Data excerpt ▸
==============================

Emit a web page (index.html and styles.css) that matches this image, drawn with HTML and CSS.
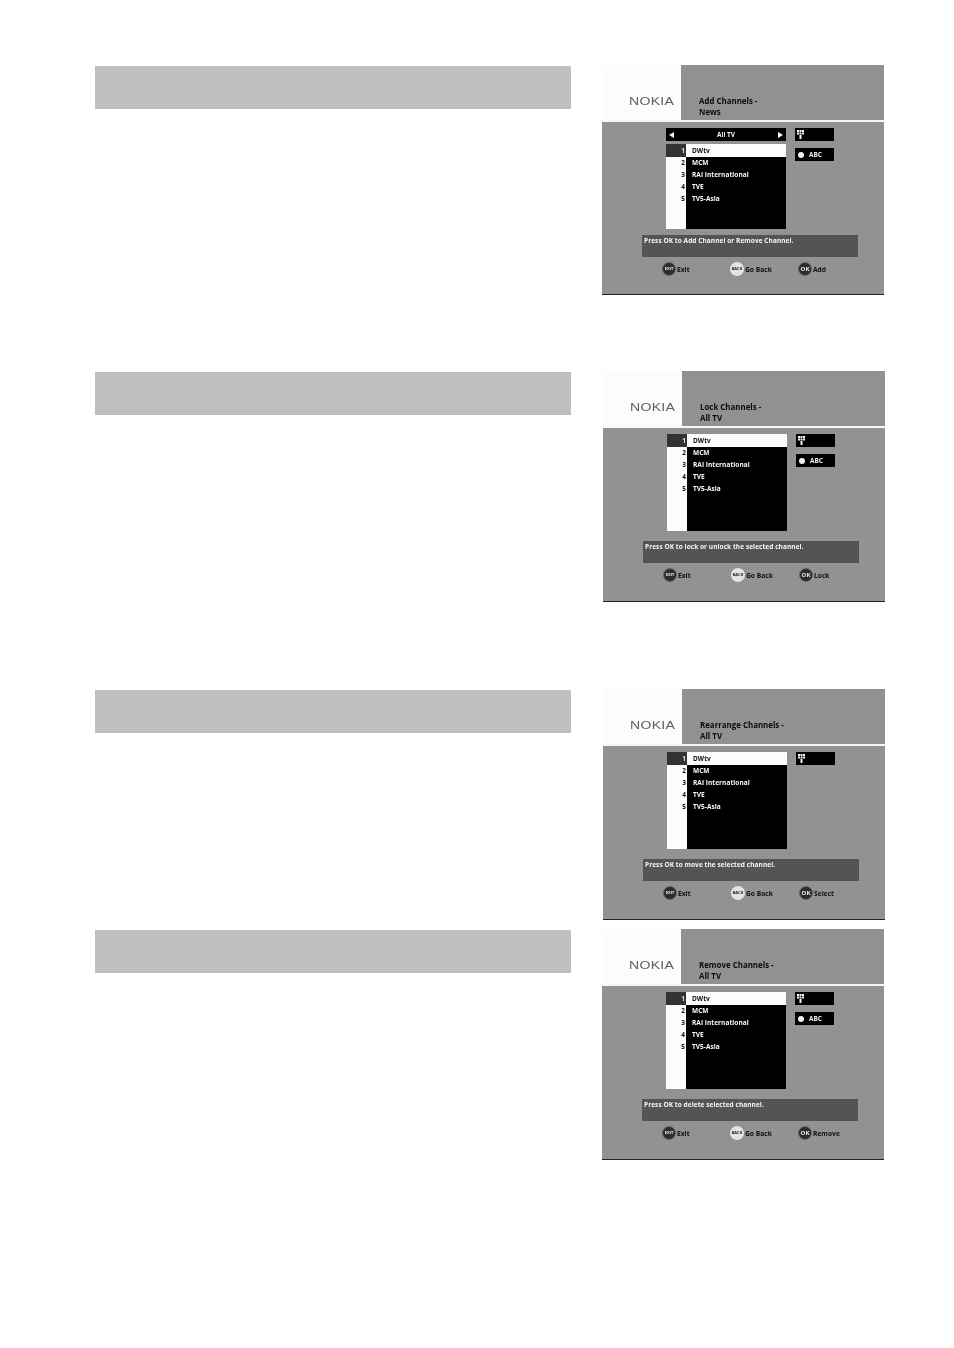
FILE: index.html
```html
<!DOCTYPE html>
<html lang="en">
<head>
<meta charset="utf-8">
<title>Channel management</title>
<link rel="stylesheet" href="styles.css">
</head>
<body>
<main class="page">

<section class="row row-add">
  <div class="bar"></div>
  <div class="screen">
    <header class="head"><div class="logo-area"><span class="logo">NOKIA</span></div><div class="title-area"><p>Add Channels -</p><p>News</p></div></header>
    <div class="body">
      <div class="content">
        <div class="main">
          <div class="tab"><svg class="arrow" viewBox="0 0 5 6"><path d="M0 3 5 0V6Z"/></svg><span>All TV</span><svg class="arrow" viewBox="0 0 5 6"><path d="M5 3 0 0V6Z"/></svg></div>
          <div class="list short">
            <ol class="nums"><li>1</li><li>2</li><li>3</li><li>4</li><li>5</li></ol>
            <ul class="names"><li>DWtv</li><li>MCM</li><li>RAI International</li><li>TVE</li><li>TV5-Asia</li></ul>
          </div>
        </div>
        <div class="side">
          <div class="key"><svg class="keypad" viewBox="0 0 7 9"><path d="M0 0h2v2H0zM2.500 0h2v2h-2zM5 0h2v2H5zM0 2.500h2v2H0zM2.500 2.500h2v2h-2zM5 2.500h2v2H5zM2.500 5h2v4h-2z"/></svg></div>
          <div class="key key-abc"><i class="dot"></i><span>ABC</span></div>
        </div>
      </div>
      <p class="hint">Press OK to Add Channel or Remove Channel.</p>
      <div class="actions">
        <div class="act"><i class="btn btn-dark">EXIT</i><span>Exit</span></div>
        <div class="act"><i class="btn btn-light">BACK</i><span>Go Back</span></div>
        <div class="act"><i class="btn btn-dark btn-ok">OK</i><span>Add</span></div>
      </div>
    </div>
  </div>
</section>

<section class="row row-lock">
  <div class="bar"></div>
  <div class="screen tall">
    <header class="head"><div class="logo-area"><span class="logo">NOKIA</span></div><div class="title-area"><p>Lock Channels -</p><p>All TV</p></div></header>
    <div class="body">
      <div class="content">
        <div class="main">
          <div class="list">
            <ol class="nums"><li>1</li><li>2</li><li>3</li><li>4</li><li>5</li></ol>
            <ul class="names"><li>DWtv</li><li>MCM</li><li>RAI International</li><li>TVE</li><li>TV5-Asia</li></ul>
          </div>
        </div>
        <div class="side">
          <div class="key"><svg class="keypad" viewBox="0 0 7 9"><path d="M0 0h2v2H0zM2.500 0h2v2h-2zM5 0h2v2H5zM0 2.500h2v2H0zM2.500 2.500h2v2h-2zM5 2.500h2v2H5zM2.500 5h2v4h-2z"/></svg></div>
          <div class="key key-abc"><i class="dot"></i><span>ABC</span></div>
        </div>
      </div>
      <p class="hint">Press OK to lock or unlock the selected channel.</p>
      <div class="actions">
        <div class="act"><i class="btn btn-dark">EXIT</i><span>Exit</span></div>
        <div class="act"><i class="btn btn-light">BACK</i><span>Go Back</span></div>
        <div class="act"><i class="btn btn-dark btn-ok">OK</i><span>Lock</span></div>
      </div>
    </div>
  </div>
</section>

<section class="row row-move">
  <div class="bar"></div>
  <div class="screen tall">
    <header class="head"><div class="logo-area"><span class="logo">NOKIA</span></div><div class="title-area"><p>Rearrange Channels -</p><p>All TV</p></div></header>
    <div class="body">
      <div class="content">
        <div class="main">
          <div class="list">
            <ol class="nums"><li>1</li><li>2</li><li>3</li><li>4</li><li>5</li></ol>
            <ul class="names"><li>DWtv</li><li>MCM</li><li>RAI International</li><li>TVE</li><li>TV5-Asia</li></ul>
          </div>
        </div>
        <div class="side">
          <div class="key"><svg class="keypad" viewBox="0 0 7 9"><path d="M0 0h2v2H0zM2.500 0h2v2h-2zM5 0h2v2H5zM0 2.500h2v2H0zM2.500 2.500h2v2h-2zM5 2.500h2v2H5zM2.500 5h2v4h-2z"/></svg></div>
        </div>
      </div>
      <p class="hint">Press OK to move the selected channel.</p>
      <div class="actions">
        <div class="act"><i class="btn btn-dark">EXIT</i><span>Exit</span></div>
        <div class="act"><i class="btn btn-light">BACK</i><span>Go Back</span></div>
        <div class="act"><i class="btn btn-dark btn-ok">OK</i><span>Select</span></div>
      </div>
    </div>
  </div>
</section>

<section class="row row-remove">
  <div class="bar"></div>
  <div class="screen tall">
    <header class="head"><div class="logo-area"><span class="logo">NOKIA</span></div><div class="title-area"><p>Remove Channels -</p><p>All TV</p></div></header>
    <div class="body">
      <div class="content">
        <div class="main">
          <div class="list">
            <ol class="nums"><li>1</li><li>2</li><li>3</li><li>4</li><li>5</li></ol>
            <ul class="names"><li>DWtv</li><li>MCM</li><li>RAI International</li><li>TVE</li><li>TV5-Asia</li></ul>
          </div>
        </div>
        <div class="side">
          <div class="key"><svg class="keypad" viewBox="0 0 7 9"><path d="M0 0h2v2H0zM2.500 0h2v2h-2zM5 0h2v2H5zM0 2.500h2v2H0zM2.500 2.500h2v2h-2zM5 2.500h2v2H5zM2.500 5h2v4h-2z"/></svg></div>
          <div class="key key-abc"><i class="dot"></i><span>ABC</span></div>
        </div>
      </div>
      <p class="hint">Press OK to delete selected channel.</p>
      <div class="actions">
        <div class="act"><i class="btn btn-dark">EXIT</i><span>Exit</span></div>
        <div class="act"><i class="btn btn-light">BACK</i><span>Go Back</span></div>
        <div class="act"><i class="btn btn-dark btn-ok">OK</i><span>Remove</span></div>
      </div>
    </div>
  </div>
</section>

</main>
</body>
</html>
```
FILE: styles.css
```css
* { box-sizing: border-box; }
html, body { margin: 0; padding: 0; background: #fff; }
body { width: 954px; height: 1348px; overflow: hidden; font-family: "Open Sans", "Liberation Sans", sans-serif; }
p, ol, ul { margin: 0; padding: 0; list-style: none; }
i { font-style: normal; display: block; }

.page { padding: 65px 0 0 95px; }
.row { display: flex; align-items: flex-start; }
.row-lock { margin-top: 76px; }
.row-move { margin-top: 87px; }
.row-remove { margin-top: 9px; }
.row-lock .screen, .row-move .screen { margin-left: 32px; }

.bar { width: 476px; height: 43px; margin-top: 1px; background: #bfbfbf; flex: none; }

.screen { width: 282px; height: 230px; margin-left: 31px; flex: none; display: flex; flex-direction: column; background: #919191; border-bottom: 1px solid #222; filter: blur(.5px); }
.screen.tall { height: 231px; }

.head { height: 55px; display: flex; flex: none; }
.logo-area { width: 79px; background: #fcfcfc; padding: 29px 0 0 27px; }
.logo { display: block; font: 400 11px/14px "Liberation Sans", sans-serif; letter-spacing: .2px; color: #606060; transform: scaleX(1.28); transform-origin: left center; }
.title-area { flex: 1; background: #919191; padding: 31px 0 0 18px; font-size: 7.900px; line-height: 10.500px; font-weight: 700; color: #0c0c0c; }

.body { flex: 1; border-top: 2px solid #f8f8f8; background: #929292; display: flex; flex-direction: column; }
.content { height: 107px; padding: 6px 0 0 64px; display: flex; gap: 9px; flex: none; }
.main { width: 120px; display: flex; flex-direction: column; gap: 3px; }
.tab { height: 13px; background: #000; color: #f8f8f8; display: flex; align-items: center; justify-content: space-between; padding: 0 3px; font-size: 6.500px; font-weight: 700; }
.arrow { width: 5px; height: 6px; fill: #f8f8f8; }

.list { height: 97px; display: flex; background: #000; }
.list.short { height: 85px; }
.nums { width: 20px; background: #fcfcfc; color: #111; font-size: 6.500px; font-weight: 700; text-align: right; padding-right: 1px; }
.nums li { height: 12px; line-height: 12px; }
.nums li:first-child { background: #333; color: #ddd; margin-right: -1px; padding-right: 1px; height: 13px; line-height: 13px; }
.names { flex: 1; color: #fafafa; font-size: 6.500px; font-weight: 700; letter-spacing: .05px; }
.names li { height: 12px; line-height: 12px; padding-left: 6px; }
.names li:first-child { height: 13px; line-height: 13px; background: #fcfcfc; color: #111; }

.side { width: 39px; display: flex; flex-direction: column; gap: 7px; }
.key { height: 13px; background: #000; color: #eee; display: flex; align-items: center; padding-left: 2px; font-size: 6.500px; font-weight: 700; }
.keypad { width: 7px; height: 9px; fill: #f4f4f4; }
.key-abc { padding-left: 3px; gap: 5px; }
.dot { width: 6px; height: 6px; border-radius: 50%; background: #f0f0f0; }

.hint { width: 216px; height: 22px; margin: 6px 0 0 40px; padding: 1px 2px; background: #545454; color: #f8f8f8; font-size: 6.500px; line-height: 9px; font-weight: 700; letter-spacing: .07px; white-space: nowrap; }

.actions { display: grid; grid-template-columns: 68px 68px 1fr; padding: 5px 0 0 60px; }
.act { display: flex; align-items: center; gap: 1px; height: 14px; color: #111; font-size: 6.700px; font-weight: 700; }
.btn { width: 14px; height: 14px; border-radius: 50%; text-align: center; font-size: 4px; line-height: 14px; font-weight: 700; flex: none; }
.btn-dark { background: #2c2c2c; color: #eee; border: 1px solid #666; line-height: 12px; }
.btn-light { background: #e4e4e4; color: #222; }
.btn-ok { font-size: 6px; }
```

==============================

Identify and copy all lines with the word "styles".

Emit a web page (index.html and styles.css) that matches this image, drawn with HTML and CSS.
<link rel="stylesheet" href="styles.css">
FILE: styles.css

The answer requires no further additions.